After brutal persecution, Albania ‘reopened’ to missionary zeal

During Mass at Mother Teresa square as part of his one-day trip to Albania, Pope Francis recalled the country’s vicious history of anti-religious persecution, saying it is now ready for the Gospel to flourish.
“Recalling the decades of atrocious suffering and harsh persecutions against Catholics, Orthodox and Muslims, we can say that Albania was a land of martyrs: many bishops, priests, men and women religious, and laity paid for their fidelity with their lives,” he said Sept. 21.
“Demonstrations of great courage and constancy in the profession of the faith are not lacking. How many Christians did not succumb when threatened, but persevered without wavering on the path they had undertaken!”
The pope’s comments reference the latter part of the 20th century when Albania was part of the Eastern bloc – atheism was promoted, and religious persons of all confessions persecuted.
The activities of church were hindered, school and seminaries closed, and bishops and priests were killed or arrested. When Albania was officially proclaimed an atheist state in 1967, more than 2,100 churches and mosques were closed. Out of seven bishops and 200 hundred priests and nuns active in Albania in 1945, just one bishop and 30 priests and nuns were alive when the communist regime collapsed in 1991.

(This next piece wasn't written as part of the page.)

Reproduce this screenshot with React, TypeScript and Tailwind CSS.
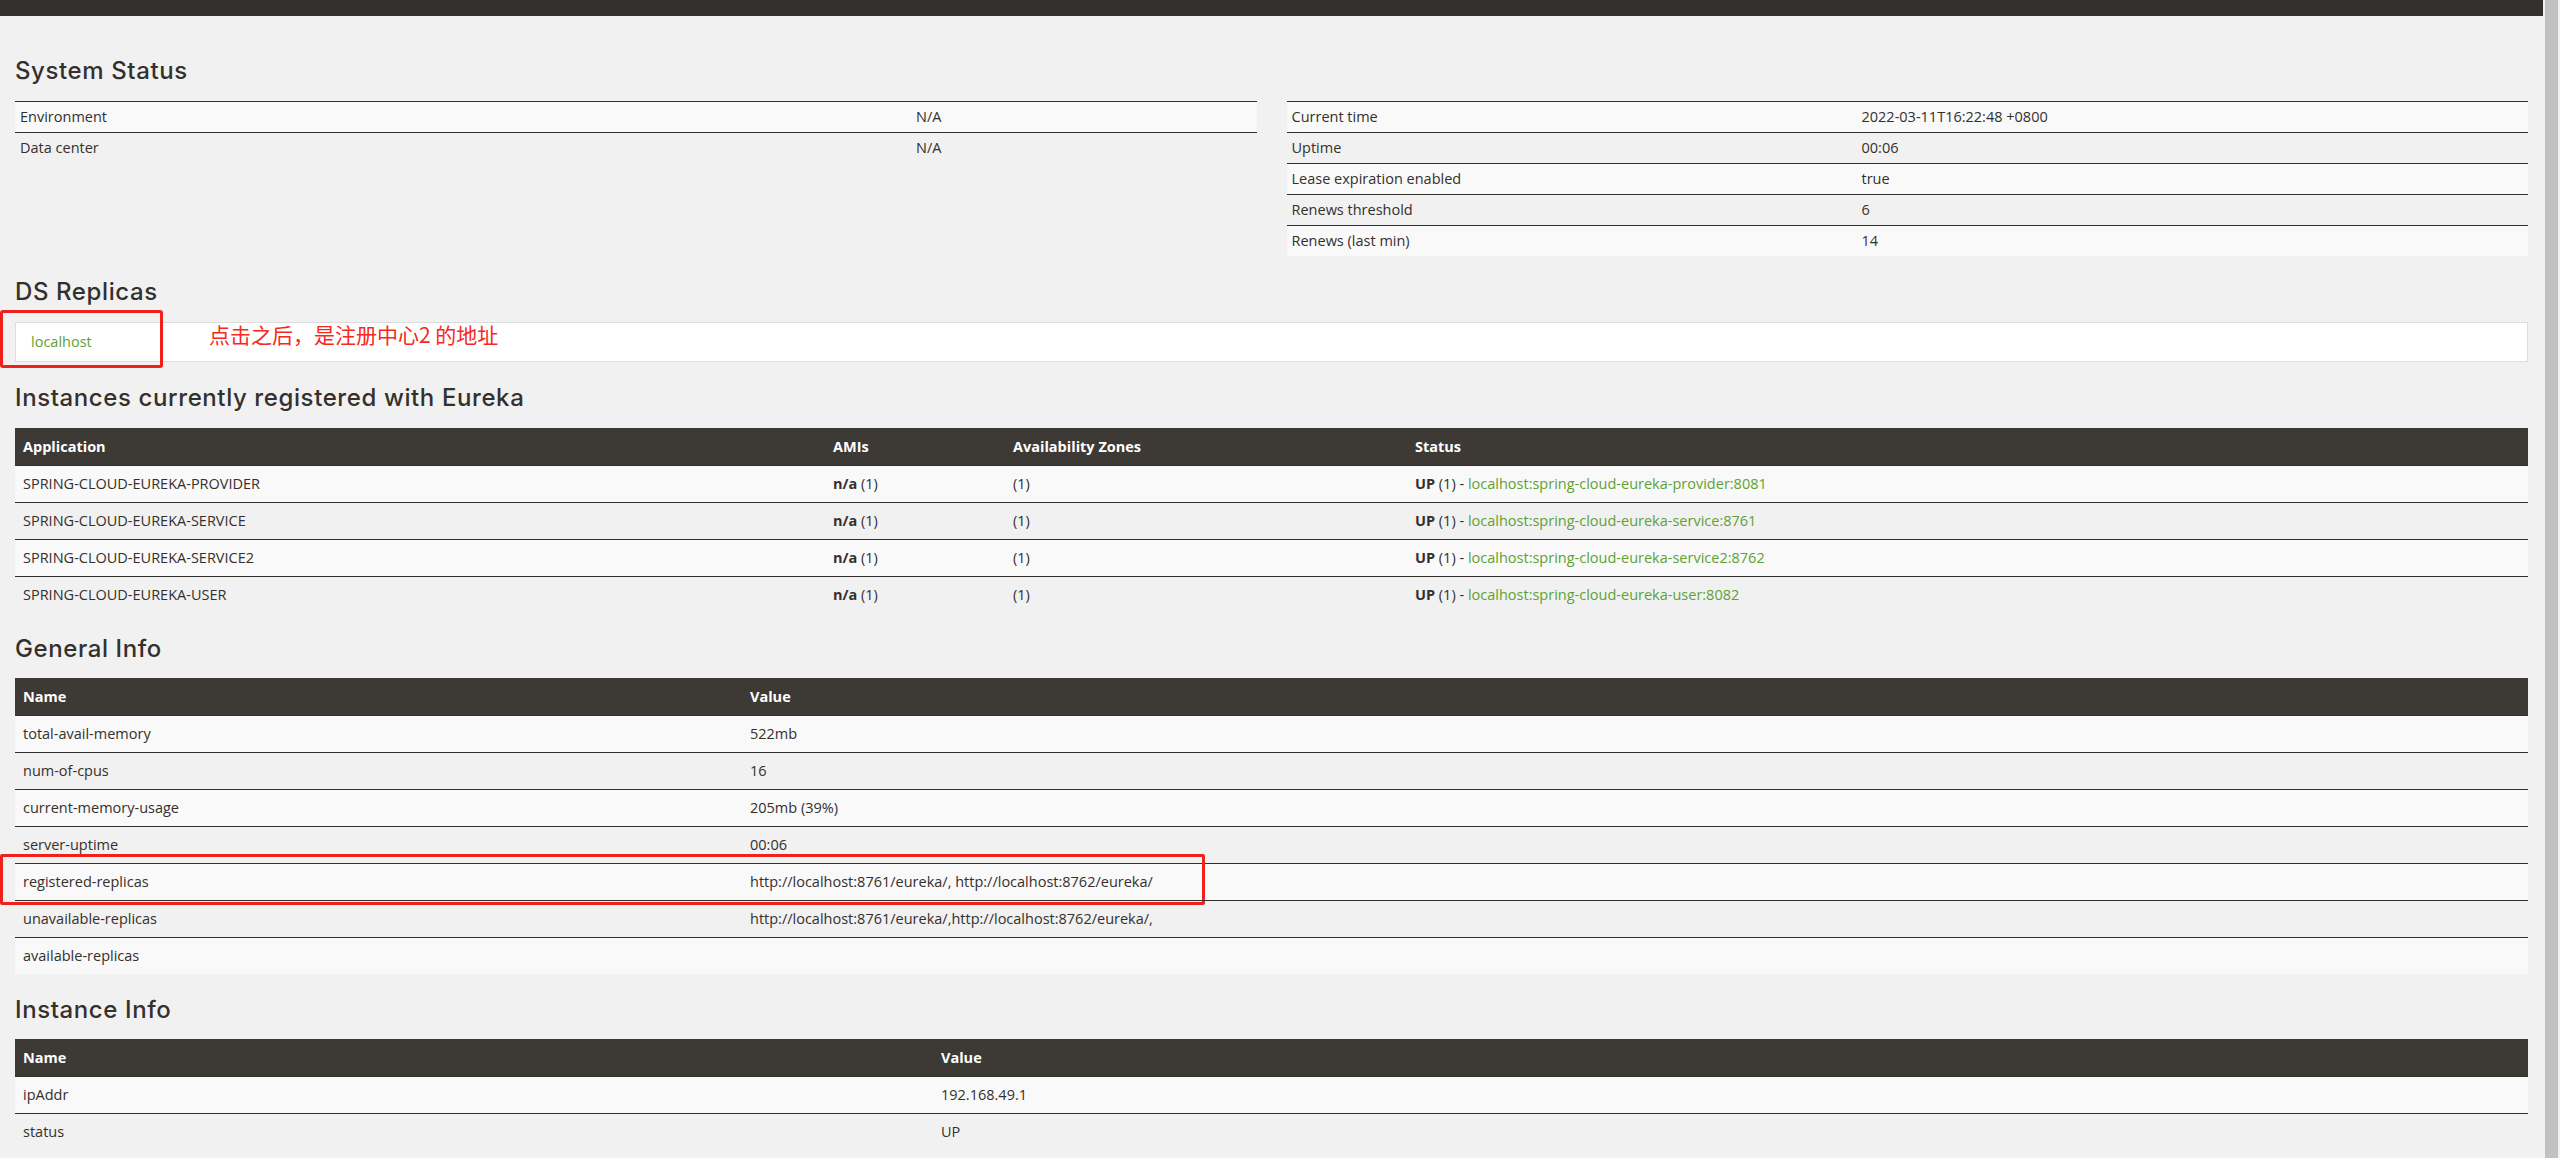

During his homily Sunday, Pope Francis reflected on the day’s Gospel reading from Luke chapter 10, where Christ commissions the 72 disciples to go out as missionaries and evangelize.
“Through the ages, the message of peace brought by Jesus’ messengers has not always been accepted; at times, the doors have been closed to them,” he said. “In the recent past, the doors of your country were also closed, locked by the chains of prohibitions and prescriptions of a system which denied God and impeded religious freedom.”
“Today, the doors of Albania have been reopened and a season of new missionary vitality is growing for all of the members of the people of God: each baptized person has his or her role to fulfill in the Church and in society.”
Pope Francis is the second pontiff to visit the nation. Pope St. John Paul II visited in 1993, as the country was ousting the last of the Communist party. He ordained four bishops while he was visiting, and since his visit, the Albanian Church has seen the beginnings of a revival.
“Today, I have come to encourage you to cultivate hope among yourselves and within your hearts; to involve the young generations; to nourish yourselves assiduously on the Word of God, opening your hearts to Christ: his Gospel will show you the way!” he said in a Catholic News Agency report.
“In the spirit of communion among bishops, priests, consecrated persons and laity, I encourage you to bring vitality to your pastoral activities and to continuously seek new ways of making the church present in society: do not be afraid to respond generously to Christ who invites you to follow him.”
“Being here with you today, dear brothers and sisters of Albania, in this Square dedicated to a humble and great daughter of this land, Blessed Mother Teresa of Calcutta, I wish to repeat to you this greeting: May peace be in your homes! May peace reign in your hearts! Peace in your country!”
The pope met earlier in the day with Albania’s president, Bujar Nishani as well as representatives of the local civil authorities. After Mass and the Angelus at Mother Teresa square and then lunch with the bishops of Albania at the Apostolic Nunciature.
He will then celebrate vespers that evening in the Cathedral of St. Paul with priests, religious brothers and sisters, seminarians and members of different lay movements from the diocese.
Afterward, he will meet with children from the “Centro Betania,” or “Bethany Center,” and representatives from other charitable institutions as a final event to his busy day. The Pope will then participate in a farewell ceremony before departing Tirana’s international “Mother Teresa” airport and returning to Rome.